The Tirana Prosecutor's Office has officially confirmed that it has communicated with "internet companies" to identify the end users of the two IPs that led to the extortion of 50 million euros. No provider name has been made public. The pamphlet has verified the technical infrastructure and raises questions that Albanian officials are avoiding
On April 13, 2026, the Tirana Prosecution Office raided three call centers in the capital and arrested ten people in the operation that uncovered a 50 million euro fraud against European Union citizens. The Prosecution’s official announcement on criminal proceedings no. 3377 contains a technical detail of great investigative weight: investigators “from official communications with internet companies in Albania discovered the end users of these IPs, which have been operational since at least November 2023.” Although 26 million euros were extorted from only 150 Austrian victims through these lines, none of these internet companies have been publicly named in the three weeks following the operation.
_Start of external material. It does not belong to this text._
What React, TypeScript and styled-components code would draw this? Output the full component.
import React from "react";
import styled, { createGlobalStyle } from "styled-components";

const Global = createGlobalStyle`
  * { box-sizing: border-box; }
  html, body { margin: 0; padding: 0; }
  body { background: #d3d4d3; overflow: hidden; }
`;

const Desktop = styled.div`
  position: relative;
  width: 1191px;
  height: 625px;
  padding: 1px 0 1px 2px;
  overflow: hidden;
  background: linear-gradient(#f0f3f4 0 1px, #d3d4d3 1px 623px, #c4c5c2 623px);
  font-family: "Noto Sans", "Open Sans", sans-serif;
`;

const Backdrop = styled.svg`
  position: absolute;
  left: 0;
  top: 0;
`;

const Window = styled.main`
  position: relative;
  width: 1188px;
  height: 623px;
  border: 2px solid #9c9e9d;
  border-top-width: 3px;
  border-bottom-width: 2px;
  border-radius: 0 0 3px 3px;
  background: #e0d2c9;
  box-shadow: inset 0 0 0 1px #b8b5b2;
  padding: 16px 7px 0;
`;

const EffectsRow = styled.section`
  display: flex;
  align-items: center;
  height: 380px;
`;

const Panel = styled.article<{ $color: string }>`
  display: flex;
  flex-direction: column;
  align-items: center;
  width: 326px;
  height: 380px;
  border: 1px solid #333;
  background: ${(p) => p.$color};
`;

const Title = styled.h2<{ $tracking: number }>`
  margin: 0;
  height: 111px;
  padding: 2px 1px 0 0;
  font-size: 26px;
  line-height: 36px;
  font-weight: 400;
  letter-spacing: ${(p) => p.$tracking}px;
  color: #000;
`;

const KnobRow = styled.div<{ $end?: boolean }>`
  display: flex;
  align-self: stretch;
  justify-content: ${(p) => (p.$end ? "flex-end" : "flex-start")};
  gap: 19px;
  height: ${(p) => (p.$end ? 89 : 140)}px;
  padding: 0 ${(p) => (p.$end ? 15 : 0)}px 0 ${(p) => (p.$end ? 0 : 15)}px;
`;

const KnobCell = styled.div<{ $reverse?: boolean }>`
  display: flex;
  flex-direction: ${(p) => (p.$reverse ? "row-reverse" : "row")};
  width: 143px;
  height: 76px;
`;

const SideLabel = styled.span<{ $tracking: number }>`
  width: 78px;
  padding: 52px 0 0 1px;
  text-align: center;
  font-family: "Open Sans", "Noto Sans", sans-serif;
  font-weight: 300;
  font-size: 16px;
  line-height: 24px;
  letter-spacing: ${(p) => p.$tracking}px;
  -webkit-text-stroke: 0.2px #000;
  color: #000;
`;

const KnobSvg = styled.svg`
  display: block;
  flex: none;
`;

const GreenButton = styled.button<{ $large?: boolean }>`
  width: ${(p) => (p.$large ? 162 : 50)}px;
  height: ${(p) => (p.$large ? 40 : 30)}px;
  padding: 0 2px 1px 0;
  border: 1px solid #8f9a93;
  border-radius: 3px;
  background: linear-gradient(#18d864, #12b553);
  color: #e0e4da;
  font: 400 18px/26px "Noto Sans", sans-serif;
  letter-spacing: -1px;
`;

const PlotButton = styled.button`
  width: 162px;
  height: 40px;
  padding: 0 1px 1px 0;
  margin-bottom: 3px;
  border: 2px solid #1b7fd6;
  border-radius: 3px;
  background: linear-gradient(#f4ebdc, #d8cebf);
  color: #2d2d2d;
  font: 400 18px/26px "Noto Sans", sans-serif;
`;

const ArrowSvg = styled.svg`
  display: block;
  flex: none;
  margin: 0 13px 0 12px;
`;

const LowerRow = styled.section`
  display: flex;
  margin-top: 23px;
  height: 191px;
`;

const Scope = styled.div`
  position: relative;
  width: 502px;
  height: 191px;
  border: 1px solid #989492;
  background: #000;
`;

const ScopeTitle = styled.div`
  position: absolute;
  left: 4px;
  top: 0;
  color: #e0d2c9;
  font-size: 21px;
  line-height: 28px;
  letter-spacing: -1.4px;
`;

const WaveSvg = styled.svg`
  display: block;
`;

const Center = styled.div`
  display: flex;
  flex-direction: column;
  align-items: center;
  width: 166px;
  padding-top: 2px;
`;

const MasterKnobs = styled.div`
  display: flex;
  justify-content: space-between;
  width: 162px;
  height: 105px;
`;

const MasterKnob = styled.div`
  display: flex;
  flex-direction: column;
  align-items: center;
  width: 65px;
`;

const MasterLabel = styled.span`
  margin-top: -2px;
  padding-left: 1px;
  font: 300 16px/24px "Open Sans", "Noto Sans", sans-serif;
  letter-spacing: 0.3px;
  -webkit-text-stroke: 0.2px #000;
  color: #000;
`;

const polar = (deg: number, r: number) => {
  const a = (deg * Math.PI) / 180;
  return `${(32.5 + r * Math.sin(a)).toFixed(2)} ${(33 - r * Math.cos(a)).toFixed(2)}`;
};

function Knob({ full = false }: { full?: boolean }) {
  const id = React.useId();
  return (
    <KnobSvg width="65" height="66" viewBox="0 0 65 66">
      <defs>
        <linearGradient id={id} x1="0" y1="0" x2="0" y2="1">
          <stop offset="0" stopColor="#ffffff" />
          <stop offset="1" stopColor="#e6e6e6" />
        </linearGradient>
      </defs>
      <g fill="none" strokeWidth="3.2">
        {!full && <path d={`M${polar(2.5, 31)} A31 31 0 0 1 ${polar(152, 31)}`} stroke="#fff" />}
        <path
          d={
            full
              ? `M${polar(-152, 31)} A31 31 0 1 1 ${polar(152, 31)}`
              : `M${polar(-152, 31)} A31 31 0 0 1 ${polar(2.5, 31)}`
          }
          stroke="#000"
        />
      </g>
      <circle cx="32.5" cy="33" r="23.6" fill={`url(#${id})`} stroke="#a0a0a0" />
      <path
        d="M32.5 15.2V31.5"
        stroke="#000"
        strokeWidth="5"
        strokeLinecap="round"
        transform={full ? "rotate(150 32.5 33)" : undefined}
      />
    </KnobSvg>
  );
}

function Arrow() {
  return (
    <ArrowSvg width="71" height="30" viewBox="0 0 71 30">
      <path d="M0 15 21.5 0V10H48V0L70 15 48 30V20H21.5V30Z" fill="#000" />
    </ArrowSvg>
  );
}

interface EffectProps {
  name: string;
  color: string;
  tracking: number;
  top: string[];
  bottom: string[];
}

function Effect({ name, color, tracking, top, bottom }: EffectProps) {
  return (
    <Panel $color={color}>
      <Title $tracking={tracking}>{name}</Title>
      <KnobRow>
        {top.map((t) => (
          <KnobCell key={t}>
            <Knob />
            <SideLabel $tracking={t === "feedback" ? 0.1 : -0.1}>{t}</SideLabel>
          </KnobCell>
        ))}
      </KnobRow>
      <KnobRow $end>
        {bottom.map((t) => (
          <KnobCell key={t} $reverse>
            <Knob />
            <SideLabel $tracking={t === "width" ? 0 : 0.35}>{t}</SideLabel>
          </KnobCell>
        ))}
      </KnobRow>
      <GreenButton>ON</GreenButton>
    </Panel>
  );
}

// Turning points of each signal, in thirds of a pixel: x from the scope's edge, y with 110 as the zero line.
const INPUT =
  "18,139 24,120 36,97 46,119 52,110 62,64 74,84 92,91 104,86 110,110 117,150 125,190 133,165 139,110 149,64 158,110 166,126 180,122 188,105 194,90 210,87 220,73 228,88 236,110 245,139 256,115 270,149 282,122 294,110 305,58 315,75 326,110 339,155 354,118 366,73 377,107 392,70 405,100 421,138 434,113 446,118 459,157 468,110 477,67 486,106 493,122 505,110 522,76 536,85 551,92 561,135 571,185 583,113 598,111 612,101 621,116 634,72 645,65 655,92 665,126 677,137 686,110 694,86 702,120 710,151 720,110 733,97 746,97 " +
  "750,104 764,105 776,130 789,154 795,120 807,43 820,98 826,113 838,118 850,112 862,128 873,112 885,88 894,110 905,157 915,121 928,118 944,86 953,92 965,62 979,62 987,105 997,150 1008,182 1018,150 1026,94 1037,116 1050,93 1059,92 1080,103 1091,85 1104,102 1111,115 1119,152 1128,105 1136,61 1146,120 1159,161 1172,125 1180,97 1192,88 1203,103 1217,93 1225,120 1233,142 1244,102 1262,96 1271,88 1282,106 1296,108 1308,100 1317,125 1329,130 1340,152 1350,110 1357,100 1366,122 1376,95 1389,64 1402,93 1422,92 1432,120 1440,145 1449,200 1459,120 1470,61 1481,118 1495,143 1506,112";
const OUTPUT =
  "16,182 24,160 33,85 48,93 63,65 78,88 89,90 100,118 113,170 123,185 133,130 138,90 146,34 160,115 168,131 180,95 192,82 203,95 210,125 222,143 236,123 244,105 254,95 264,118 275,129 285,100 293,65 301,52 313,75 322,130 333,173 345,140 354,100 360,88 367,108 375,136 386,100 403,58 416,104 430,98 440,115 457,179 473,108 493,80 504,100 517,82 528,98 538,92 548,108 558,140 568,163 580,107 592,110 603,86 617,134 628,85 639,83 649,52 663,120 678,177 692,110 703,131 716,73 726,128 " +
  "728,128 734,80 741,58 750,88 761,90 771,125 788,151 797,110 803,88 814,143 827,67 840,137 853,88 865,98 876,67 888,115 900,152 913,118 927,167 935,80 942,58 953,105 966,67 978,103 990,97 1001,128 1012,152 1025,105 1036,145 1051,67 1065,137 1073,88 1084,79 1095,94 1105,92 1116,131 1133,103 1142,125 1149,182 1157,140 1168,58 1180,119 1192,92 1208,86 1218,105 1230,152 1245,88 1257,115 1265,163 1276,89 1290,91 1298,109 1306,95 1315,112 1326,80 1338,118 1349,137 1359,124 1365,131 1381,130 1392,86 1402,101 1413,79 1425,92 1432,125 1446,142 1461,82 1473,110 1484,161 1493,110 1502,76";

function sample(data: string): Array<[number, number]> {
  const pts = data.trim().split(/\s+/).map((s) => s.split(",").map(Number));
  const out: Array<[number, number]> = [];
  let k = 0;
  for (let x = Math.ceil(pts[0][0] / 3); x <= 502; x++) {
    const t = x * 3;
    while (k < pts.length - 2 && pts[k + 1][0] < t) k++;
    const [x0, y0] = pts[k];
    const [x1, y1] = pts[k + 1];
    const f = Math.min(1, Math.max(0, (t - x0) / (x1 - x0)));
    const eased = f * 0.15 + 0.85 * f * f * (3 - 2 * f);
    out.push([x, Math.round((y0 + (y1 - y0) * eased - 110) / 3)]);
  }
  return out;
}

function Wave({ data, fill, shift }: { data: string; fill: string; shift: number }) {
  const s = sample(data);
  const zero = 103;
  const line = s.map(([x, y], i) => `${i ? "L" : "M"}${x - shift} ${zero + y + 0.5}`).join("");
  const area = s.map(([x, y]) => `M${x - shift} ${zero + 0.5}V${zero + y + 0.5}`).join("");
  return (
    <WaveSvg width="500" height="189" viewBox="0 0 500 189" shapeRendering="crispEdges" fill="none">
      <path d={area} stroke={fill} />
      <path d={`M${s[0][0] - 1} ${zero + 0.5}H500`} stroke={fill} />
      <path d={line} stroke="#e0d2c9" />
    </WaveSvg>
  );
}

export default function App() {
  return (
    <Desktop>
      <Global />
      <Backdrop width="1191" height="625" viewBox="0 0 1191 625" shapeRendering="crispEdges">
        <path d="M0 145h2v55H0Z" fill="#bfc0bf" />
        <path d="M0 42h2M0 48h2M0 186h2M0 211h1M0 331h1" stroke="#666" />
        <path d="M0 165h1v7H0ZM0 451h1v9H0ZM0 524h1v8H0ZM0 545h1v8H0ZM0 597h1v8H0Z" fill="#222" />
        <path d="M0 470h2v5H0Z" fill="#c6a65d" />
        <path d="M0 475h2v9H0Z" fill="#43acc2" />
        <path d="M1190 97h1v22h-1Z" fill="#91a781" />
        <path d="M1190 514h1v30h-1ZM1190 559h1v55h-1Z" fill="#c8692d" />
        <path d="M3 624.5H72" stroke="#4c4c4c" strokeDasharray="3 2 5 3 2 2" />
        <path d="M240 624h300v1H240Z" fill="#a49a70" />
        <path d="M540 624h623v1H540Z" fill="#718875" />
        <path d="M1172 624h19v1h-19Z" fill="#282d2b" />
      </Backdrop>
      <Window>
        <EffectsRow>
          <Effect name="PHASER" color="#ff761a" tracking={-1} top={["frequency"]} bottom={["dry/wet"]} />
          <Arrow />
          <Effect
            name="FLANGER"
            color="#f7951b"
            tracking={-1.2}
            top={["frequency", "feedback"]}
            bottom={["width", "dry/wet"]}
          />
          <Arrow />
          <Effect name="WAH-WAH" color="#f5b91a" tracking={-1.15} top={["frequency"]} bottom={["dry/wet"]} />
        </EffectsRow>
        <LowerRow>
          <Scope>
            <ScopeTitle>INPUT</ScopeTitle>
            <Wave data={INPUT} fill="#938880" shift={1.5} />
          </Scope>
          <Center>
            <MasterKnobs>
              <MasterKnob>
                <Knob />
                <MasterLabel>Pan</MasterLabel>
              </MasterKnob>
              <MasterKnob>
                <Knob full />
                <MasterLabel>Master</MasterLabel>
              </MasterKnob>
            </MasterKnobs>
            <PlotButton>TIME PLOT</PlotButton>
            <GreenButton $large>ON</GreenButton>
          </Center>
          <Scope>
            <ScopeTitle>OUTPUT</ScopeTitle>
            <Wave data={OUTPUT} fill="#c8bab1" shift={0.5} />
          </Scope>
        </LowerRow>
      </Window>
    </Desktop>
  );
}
The institutional silence on the identity of the provider makes sense according to investigative secrecy, but does not eliminate the journalistic obligation to ask the question that is missing from official communications. The Albanian internet market is dominated by five main operators: Albtelecom, One Albania, Digicom, Abissnet sh.a. and several smaller regional operators.
Which of them had an active contract with the six front companies identified by the Prosecution; “IOTA Network”, “Victory Communication”, “Espiron Studio”, “Zeta Studio”, “Upstream Creative” and “Koppa Network”; as well as with the shell entities of the intermediary Eduard Dalla, who created internet contracts in the name of the fictitious person “Jose Santos”? To this day, the answer remains strictly in the investigative file.
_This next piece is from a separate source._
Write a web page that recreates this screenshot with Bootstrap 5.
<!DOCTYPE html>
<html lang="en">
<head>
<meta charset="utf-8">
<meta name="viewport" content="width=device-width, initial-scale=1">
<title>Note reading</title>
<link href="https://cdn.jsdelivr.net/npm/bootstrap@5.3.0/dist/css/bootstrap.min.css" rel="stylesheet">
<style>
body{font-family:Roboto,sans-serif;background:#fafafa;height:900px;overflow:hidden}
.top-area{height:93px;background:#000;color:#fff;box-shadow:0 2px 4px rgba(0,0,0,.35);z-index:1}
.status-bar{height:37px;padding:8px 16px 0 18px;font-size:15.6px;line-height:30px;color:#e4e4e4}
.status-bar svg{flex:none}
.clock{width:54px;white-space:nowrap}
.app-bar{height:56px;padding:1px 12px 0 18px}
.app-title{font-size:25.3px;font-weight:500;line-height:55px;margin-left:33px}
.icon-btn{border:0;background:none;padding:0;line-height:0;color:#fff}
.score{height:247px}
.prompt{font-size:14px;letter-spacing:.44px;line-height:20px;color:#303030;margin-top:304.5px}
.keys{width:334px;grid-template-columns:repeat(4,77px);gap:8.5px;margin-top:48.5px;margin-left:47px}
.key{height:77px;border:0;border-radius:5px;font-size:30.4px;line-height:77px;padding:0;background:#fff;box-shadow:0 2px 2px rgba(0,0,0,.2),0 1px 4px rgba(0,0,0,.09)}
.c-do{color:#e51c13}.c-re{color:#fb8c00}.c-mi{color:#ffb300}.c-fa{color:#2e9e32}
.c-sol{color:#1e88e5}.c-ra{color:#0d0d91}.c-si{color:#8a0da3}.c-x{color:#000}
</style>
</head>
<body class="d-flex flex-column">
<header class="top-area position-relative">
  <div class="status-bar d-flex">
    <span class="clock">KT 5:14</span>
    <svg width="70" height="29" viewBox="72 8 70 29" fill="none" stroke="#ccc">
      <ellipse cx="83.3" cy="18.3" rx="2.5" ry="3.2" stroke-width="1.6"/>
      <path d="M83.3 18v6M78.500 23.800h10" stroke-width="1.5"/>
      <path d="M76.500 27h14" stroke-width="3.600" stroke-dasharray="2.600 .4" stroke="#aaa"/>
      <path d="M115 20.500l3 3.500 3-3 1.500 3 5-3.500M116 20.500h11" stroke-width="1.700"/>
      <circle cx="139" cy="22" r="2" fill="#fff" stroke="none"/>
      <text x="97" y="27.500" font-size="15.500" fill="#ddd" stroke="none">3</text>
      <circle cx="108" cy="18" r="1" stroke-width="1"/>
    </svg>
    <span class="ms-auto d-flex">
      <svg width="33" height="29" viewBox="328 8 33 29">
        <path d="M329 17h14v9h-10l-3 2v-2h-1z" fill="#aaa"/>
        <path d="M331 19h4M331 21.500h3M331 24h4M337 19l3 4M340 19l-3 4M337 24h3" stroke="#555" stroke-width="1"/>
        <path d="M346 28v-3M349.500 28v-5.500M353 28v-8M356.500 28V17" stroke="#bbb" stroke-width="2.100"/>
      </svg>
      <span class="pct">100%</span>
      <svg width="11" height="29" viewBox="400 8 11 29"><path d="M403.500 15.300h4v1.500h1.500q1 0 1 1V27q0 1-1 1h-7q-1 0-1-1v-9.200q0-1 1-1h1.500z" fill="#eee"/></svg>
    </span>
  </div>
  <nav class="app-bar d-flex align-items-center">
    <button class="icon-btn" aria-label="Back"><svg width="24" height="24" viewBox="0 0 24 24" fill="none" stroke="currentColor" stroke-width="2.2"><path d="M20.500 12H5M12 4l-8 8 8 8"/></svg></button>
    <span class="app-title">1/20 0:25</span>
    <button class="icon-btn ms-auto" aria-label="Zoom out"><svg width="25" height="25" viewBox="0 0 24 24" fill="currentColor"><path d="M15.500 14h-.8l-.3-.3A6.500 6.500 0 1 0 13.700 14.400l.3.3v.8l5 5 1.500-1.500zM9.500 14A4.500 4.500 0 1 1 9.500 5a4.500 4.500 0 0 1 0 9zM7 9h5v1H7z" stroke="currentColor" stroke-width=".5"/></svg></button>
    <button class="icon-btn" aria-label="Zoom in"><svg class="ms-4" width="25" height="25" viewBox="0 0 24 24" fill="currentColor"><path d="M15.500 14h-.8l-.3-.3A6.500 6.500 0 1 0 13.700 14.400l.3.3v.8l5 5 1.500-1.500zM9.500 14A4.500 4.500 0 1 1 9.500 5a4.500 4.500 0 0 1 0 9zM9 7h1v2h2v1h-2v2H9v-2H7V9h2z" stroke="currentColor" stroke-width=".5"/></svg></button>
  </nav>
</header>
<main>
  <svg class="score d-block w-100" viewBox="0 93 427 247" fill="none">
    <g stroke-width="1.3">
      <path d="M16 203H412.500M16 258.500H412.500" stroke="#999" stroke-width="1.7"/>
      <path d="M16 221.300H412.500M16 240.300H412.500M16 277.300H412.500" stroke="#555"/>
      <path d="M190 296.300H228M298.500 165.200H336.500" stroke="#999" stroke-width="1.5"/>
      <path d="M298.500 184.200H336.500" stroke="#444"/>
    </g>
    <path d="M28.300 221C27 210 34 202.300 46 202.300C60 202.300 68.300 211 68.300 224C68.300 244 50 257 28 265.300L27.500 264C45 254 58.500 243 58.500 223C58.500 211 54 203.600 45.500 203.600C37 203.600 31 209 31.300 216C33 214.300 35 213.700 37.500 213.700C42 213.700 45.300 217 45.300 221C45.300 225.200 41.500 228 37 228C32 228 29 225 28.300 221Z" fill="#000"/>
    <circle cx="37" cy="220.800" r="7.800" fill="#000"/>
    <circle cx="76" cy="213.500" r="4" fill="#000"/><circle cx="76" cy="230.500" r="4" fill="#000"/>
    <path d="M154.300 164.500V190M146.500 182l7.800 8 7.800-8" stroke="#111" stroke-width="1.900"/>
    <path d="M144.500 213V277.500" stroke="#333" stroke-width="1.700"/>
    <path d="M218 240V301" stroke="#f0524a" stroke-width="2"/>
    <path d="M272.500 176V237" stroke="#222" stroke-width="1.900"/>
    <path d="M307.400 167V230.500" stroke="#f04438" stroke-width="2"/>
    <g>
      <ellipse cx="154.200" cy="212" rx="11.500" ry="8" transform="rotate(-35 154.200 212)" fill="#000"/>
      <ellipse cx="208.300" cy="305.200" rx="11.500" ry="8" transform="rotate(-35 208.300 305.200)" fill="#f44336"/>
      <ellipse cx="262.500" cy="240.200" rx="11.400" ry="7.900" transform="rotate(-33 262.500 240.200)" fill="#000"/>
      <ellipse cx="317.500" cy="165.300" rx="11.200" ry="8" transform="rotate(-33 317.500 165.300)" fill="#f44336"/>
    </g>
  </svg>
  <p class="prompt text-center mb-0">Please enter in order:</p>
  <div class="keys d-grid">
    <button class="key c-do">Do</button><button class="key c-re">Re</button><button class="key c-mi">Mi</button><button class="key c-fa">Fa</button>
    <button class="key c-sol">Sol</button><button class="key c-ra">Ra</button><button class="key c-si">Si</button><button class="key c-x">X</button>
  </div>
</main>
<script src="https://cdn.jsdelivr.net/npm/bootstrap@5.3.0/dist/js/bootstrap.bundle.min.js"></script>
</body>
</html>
Pamphlet has conducted a technical verification on the public databases of Hurricane Electric BGP Toolkit and RIPE NCC, the regional Internet registrar for Europe. According to this data, Abissnet sh.a. operates with two autonomous system numbers (AS35047 and AS207368) and owns seven main IPv4 blocks with about 18,432 public addresses in total. One of these blocks, 185.9.44.0/24, is explicitly labeled “Abissnet Business Customers” — precisely the segment that offers static IPs to business clients, a must-have product for any professional call center. The data is accessible and verifiable by anyone in real time. The technical question that remains for the Tirana Prosecutor’s Office alone is: do the two suspicious IPs identified by the Austrian authorities belong to Abissnet’s blocks or to the blocks of another provider?
A critical part of the Tirana Prosecutor's Office file identifies Eduard Dalla, 48, as an "intermediary between call centers and various internet service providers." The prosecution confirms that Dalla "concluded internet contracts in the name of his fictitious companies registered with the Central Bank, to make identification through IPs more difficult."
The detail that sparked the investigation: Eduard Dalla's personal phone number was registered in "an internet contract in the name of the fictitious person Jose Santos." This data raises two inevitable questions: which Albanian ISP issued a contract in the name of a fictitious person without verifying the identity, and which ISP billed a marketing consultancy every month for internet traffic suitable for 100 to 450 workstations?
Sources close to the investigation indicate that the main company that could have provided internet service to most of the call centers affected by the April 13 operation is Abissnet sh.a. , one of the oldest operators in the Albanian internet market, historically linked to the figure of businessman and former socialist MP Koço Kokëdhima.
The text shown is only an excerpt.